Copy out the whole listing exactly as written, leaving the pictures behind.
* start *
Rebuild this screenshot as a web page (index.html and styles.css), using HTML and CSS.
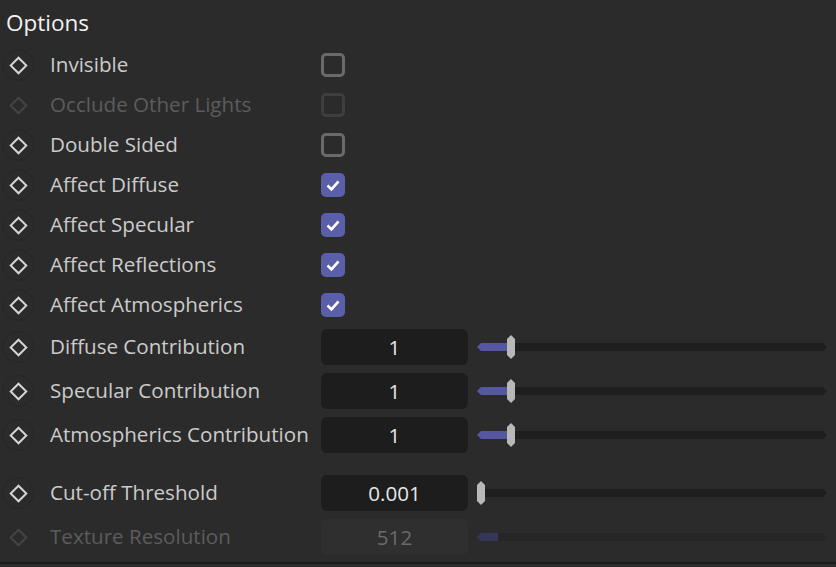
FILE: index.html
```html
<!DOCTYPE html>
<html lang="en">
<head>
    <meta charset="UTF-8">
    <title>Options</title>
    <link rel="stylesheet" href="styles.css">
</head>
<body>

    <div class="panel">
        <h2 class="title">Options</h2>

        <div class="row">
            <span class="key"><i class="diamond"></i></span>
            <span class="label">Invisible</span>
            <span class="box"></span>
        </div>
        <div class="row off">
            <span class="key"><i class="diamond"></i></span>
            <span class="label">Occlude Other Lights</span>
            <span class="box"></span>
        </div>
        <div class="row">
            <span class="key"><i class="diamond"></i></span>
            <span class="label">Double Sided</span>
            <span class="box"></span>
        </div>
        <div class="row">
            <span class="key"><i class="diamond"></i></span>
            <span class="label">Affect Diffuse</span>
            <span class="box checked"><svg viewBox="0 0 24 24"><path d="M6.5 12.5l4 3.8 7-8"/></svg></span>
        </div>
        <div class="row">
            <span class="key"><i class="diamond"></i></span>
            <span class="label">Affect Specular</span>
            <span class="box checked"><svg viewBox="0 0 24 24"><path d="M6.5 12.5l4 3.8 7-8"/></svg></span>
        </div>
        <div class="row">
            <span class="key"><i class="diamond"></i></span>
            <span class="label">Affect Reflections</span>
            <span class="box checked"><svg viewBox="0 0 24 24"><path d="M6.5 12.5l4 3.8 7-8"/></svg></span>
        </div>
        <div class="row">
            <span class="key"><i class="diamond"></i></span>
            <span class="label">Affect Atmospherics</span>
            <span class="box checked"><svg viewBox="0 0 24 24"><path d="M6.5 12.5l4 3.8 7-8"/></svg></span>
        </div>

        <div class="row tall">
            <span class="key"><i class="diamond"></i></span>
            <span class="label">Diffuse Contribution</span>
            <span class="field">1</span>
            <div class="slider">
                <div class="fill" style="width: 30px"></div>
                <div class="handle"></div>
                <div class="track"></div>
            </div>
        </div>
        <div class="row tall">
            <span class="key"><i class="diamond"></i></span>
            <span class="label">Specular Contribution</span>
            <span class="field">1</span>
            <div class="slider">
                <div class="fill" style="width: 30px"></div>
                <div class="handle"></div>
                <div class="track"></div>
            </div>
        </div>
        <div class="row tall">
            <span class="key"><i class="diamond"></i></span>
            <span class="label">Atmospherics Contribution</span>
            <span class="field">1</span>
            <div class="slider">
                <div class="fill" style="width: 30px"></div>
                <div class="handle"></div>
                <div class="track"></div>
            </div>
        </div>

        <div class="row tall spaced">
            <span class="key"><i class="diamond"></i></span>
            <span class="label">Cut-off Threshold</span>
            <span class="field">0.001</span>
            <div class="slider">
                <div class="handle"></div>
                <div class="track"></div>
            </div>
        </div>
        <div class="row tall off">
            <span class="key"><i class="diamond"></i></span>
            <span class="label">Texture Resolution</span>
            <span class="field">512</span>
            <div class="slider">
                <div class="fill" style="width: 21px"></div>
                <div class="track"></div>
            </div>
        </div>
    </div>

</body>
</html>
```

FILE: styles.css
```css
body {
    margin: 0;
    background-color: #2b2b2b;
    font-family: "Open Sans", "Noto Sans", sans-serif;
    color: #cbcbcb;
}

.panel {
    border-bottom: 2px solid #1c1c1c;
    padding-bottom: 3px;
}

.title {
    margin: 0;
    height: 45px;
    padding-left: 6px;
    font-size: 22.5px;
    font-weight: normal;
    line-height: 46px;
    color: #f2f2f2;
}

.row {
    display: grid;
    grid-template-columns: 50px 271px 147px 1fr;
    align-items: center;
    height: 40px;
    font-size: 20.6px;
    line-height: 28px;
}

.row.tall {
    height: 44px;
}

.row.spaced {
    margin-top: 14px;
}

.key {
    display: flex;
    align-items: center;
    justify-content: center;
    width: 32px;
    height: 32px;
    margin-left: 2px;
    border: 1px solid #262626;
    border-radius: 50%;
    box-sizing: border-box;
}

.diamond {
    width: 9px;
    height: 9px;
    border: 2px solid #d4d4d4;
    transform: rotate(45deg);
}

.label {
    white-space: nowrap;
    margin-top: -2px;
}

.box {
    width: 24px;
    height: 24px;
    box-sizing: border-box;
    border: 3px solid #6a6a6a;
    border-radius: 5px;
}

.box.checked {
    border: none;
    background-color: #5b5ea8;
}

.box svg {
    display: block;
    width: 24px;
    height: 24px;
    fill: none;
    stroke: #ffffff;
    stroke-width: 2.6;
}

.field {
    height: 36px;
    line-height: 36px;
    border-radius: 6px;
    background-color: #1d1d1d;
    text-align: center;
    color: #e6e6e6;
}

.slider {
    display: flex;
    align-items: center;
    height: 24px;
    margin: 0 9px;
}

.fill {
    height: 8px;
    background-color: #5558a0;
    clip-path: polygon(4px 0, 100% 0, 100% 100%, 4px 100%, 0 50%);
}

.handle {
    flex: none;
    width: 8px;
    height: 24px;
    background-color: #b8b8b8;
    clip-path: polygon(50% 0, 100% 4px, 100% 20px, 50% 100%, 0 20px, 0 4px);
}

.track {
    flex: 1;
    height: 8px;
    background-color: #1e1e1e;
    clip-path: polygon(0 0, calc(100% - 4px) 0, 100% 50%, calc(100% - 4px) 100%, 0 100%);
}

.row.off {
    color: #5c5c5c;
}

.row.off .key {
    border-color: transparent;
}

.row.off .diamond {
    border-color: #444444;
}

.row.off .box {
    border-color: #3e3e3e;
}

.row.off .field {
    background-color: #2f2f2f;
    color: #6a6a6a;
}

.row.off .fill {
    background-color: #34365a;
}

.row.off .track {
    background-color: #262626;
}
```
* end *
Complete response
Rebuild this screenshot as a web page (index.html and styles.css), using HTML and CSS.
FILE: index.html
```html
<!DOCTYPE html>
<html lang="en">
<head>
    <meta charset="UTF-8">
    <title>Options</title>
    <link rel="stylesheet" href="styles.css">
</head>
<body>

    <div class="panel">
        <h2 class="title">Options</h2>

        <div class="row">
            <span class="key"><i class="diamond"></i></span>
            <span class="label">Invisible</span>
            <span class="box"></span>
        </div>
        <div class="row off">
            <span class="key"><i class="diamond"></i></span>
            <span class="label">Occlude Other Lights</span>
            <span class="box"></span>
        </div>
        <div class="row">
            <span class="key"><i class="diamond"></i></span>
            <span class="label">Double Sided</span>
            <span class="box"></span>
        </div>
        <div class="row">
            <span class="key"><i class="diamond"></i></span>
            <span class="label">Affect Diffuse</span>
            <span class="box checked"><svg viewBox="0 0 24 24"><path d="M6.5 12.5l4 3.8 7-8"/></svg></span>
        </div>
        <div class="row">
            <span class="key"><i class="diamond"></i></span>
            <span class="label">Affect Specular</span>
            <span class="box checked"><svg viewBox="0 0 24 24"><path d="M6.5 12.5l4 3.8 7-8"/></svg></span>
        </div>
        <div class="row">
            <span class="key"><i class="diamond"></i></span>
            <span class="label">Affect Reflections</span>
            <span class="box checked"><svg viewBox="0 0 24 24"><path d="M6.5 12.5l4 3.8 7-8"/></svg></span>
        </div>
        <div class="row">
            <span class="key"><i class="diamond"></i></span>
            <span class="label">Affect Atmospherics</span>
            <span class="box checked"><svg viewBox="0 0 24 24"><path d="M6.5 12.5l4 3.8 7-8"/></svg></span>
        </div>

        <div class="row tall">
            <span class="key"><i class="diamond"></i></span>
            <span class="label">Diffuse Contribution</span>
            <span class="field">1</span>
            <div class="slider">
                <div class="fill" style="width: 30px"></div>
                <div class="handle"></div>
                <div class="track"></div>
            </div>
        </div>
        <div class="row tall">
            <span class="key"><i class="diamond"></i></span>
            <span class="label">Specular Contribution</span>
            <span class="field">1</span>
            <div class="slider">
                <div class="fill" style="width: 30px"></div>
                <div class="handle"></div>
                <div class="track"></div>
            </div>
        </div>
        <div class="row tall">
            <span class="key"><i class="diamond"></i></span>
            <span class="label">Atmospherics Contribution</span>
            <span class="field">1</span>
            <div class="slider">
                <div class="fill" style="width: 30px"></div>
                <div class="handle"></div>
                <div class="track"></div>
            </div>
        </div>

        <div class="row tall spaced">
            <span class="key"><i class="diamond"></i></span>
            <span class="label">Cut-off Threshold</span>
            <span class="field">0.001</span>
            <div class="slider">
                <div class="handle"></div>
                <div class="track"></div>
            </div>
        </div>
        <div class="row tall off">
            <span class="key"><i class="diamond"></i></span>
            <span class="label">Texture Resolution</span>
            <span class="field">512</span>
            <div class="slider">
                <div class="fill" style="width: 21px"></div>
                <div class="track"></div>
            </div>
        </div>
    </div>

</body>
</html>
```

FILE: styles.css
```css
body {
    margin: 0;
    background-color: #2b2b2b;
    font-family: "Open Sans", "Noto Sans", sans-serif;
    color: #cbcbcb;
}

.panel {
    border-bottom: 2px solid #1c1c1c;
    padding-bottom: 3px;
}

.title {
    margin: 0;
    height: 45px;
    padding-left: 6px;
    font-size: 22.5px;
    font-weight: normal;
    line-height: 46px;
    color: #f2f2f2;
}

.row {
    display: grid;
    grid-template-columns: 50px 271px 147px 1fr;
    align-items: center;
    height: 40px;
    font-size: 20.6px;
    line-height: 28px;
}

.row.tall {
    height: 44px;
}

.row.spaced {
    margin-top: 14px;
}

.key {
    display: flex;
    align-items: center;
    justify-content: center;
    width: 32px;
    height: 32px;
    margin-left: 2px;
    border: 1px solid #262626;
    border-radius: 50%;
    box-sizing: border-box;
}

.diamond {
    width: 9px;
    height: 9px;
    border: 2px solid #d4d4d4;
    transform: rotate(45deg);
}

.label {
    white-space: nowrap;
    margin-top: -2px;
}

.box {
    width: 24px;
    height: 24px;
    box-sizing: border-box;
    border: 3px solid #6a6a6a;
    border-radius: 5px;
}

.box.checked {
    border: none;
    background-color: #5b5ea8;
}

.box svg {
    display: block;
    width: 24px;
    height: 24px;
    fill: none;
    stroke: #ffffff;
    stroke-width: 2.6;
}

.field {
    height: 36px;
    line-height: 36px;
    border-radius: 6px;
    background-color: #1d1d1d;
    text-align: center;
    color: #e6e6e6;
}

.slider {
    display: flex;
    align-items: center;
    height: 24px;
    margin: 0 9px;
}

.fill {
    height: 8px;
    background-color: #5558a0;
    clip-path: polygon(4px 0, 100% 0, 100% 100%, 4px 100%, 0 50%);
}

.handle {
    flex: none;
    width: 8px;
    height: 24px;
    background-color: #b8b8b8;
    clip-path: polygon(50% 0, 100% 4px, 100% 20px, 50% 100%, 0 20px, 0 4px);
}

.track {
    flex: 1;
    height: 8px;
    background-color: #1e1e1e;
    clip-path: polygon(0 0, calc(100% - 4px) 0, 100% 50%, calc(100% - 4px) 100%, 0 100%);
}

.row.off {
    color: #5c5c5c;
}

.row.off .key {
    border-color: transparent;
}

.row.off .diamond {
    border-color: #444444;
}

.row.off .box {
    border-color: #3e3e3e;
}

.row.off .field {
    background-color: #2f2f2f;
    color: #6a6a6a;
}

.row.off .fill {
    background-color: #34365a;
}

.row.off .track {
    background-color: #262626;
}
```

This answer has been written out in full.